>> begin

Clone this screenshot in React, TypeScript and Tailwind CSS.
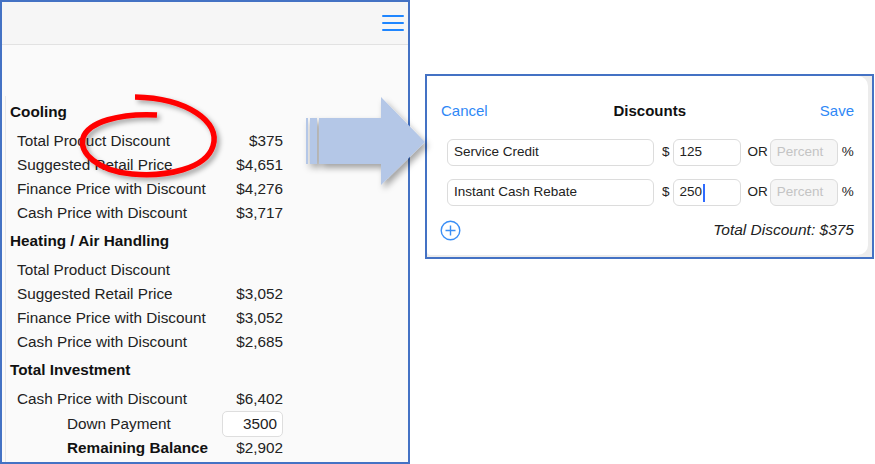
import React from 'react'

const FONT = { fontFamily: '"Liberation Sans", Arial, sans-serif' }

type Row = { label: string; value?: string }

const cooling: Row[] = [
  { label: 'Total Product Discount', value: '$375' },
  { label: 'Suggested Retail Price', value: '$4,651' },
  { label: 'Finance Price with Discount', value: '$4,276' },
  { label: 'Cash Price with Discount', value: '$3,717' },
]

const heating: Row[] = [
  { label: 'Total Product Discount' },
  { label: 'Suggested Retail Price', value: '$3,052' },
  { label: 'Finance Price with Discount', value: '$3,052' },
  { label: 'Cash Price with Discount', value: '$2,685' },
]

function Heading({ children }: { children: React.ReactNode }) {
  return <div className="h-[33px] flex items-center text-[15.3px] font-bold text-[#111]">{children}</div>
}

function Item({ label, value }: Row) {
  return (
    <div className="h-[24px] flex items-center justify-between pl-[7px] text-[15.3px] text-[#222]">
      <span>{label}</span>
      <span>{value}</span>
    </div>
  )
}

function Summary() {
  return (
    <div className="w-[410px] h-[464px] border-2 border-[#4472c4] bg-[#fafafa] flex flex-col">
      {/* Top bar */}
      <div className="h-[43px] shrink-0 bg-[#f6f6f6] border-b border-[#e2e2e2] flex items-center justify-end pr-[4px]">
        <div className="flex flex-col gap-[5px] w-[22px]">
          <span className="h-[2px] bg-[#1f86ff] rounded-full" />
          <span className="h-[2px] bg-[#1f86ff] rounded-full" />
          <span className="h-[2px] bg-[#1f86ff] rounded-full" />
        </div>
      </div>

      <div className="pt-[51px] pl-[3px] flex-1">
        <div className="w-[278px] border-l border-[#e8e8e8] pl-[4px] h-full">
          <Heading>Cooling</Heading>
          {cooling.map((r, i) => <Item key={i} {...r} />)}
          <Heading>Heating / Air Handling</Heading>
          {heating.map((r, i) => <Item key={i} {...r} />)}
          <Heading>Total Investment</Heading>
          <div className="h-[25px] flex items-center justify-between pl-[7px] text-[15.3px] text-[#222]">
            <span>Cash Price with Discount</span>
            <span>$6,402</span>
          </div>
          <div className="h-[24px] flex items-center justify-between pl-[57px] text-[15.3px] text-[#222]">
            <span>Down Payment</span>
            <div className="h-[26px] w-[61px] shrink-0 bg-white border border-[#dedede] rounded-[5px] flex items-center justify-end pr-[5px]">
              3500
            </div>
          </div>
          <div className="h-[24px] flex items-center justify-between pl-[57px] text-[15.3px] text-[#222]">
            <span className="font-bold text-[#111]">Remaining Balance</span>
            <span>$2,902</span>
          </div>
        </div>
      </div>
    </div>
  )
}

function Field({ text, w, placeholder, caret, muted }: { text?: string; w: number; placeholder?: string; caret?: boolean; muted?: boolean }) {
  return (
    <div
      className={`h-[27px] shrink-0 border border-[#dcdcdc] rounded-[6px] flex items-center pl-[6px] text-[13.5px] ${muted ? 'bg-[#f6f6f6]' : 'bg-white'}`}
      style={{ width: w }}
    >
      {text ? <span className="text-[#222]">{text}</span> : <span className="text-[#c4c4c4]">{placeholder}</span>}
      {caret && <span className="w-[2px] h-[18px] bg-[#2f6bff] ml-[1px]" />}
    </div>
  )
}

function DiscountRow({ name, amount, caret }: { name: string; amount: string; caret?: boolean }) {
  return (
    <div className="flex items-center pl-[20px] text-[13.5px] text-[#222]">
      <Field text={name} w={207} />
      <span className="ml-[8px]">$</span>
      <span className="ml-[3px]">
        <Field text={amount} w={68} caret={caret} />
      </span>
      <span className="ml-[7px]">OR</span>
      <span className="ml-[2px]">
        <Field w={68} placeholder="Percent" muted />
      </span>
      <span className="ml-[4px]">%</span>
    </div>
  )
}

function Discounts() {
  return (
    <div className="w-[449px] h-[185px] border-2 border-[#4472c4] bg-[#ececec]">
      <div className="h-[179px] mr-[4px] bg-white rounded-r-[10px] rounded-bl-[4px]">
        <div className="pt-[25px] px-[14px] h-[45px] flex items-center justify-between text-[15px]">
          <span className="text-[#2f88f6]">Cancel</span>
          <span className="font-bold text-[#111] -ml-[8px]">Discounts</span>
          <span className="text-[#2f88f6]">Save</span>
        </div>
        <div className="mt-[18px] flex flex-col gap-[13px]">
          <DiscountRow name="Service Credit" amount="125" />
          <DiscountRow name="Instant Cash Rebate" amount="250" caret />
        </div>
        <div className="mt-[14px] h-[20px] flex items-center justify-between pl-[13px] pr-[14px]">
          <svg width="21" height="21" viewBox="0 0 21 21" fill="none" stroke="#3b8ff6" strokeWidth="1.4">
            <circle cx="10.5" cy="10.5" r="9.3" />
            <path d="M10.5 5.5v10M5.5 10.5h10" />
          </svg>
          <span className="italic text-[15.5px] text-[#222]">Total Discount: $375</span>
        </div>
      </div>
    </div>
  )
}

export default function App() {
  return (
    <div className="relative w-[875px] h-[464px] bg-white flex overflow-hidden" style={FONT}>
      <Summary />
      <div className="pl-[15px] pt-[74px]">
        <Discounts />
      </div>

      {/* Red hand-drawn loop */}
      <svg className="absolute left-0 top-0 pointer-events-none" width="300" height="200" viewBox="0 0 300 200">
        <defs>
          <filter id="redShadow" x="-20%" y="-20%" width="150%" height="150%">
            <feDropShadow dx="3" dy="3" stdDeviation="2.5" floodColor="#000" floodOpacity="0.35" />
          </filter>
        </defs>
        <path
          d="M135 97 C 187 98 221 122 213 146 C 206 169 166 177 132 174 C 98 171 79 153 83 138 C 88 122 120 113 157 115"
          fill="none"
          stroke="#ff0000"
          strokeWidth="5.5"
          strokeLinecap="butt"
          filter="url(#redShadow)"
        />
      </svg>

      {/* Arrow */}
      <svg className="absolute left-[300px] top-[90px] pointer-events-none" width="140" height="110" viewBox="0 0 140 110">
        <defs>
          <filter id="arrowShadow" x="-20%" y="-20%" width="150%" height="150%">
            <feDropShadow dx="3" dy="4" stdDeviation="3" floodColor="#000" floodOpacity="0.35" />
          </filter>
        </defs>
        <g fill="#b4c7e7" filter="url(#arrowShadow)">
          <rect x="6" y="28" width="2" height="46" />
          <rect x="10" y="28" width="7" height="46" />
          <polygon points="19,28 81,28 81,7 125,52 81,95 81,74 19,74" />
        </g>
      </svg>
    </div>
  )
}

>> end

* _WRITTEN PROBLEM_:
Every line in the data above that contains "React" needs to be copied.

* _FINISHED TASK_:
Clone this screenshot in React, TypeScript and Tailwind CSS.
import React from 'react'
function Heading({ children }: { children: React.ReactNode }) {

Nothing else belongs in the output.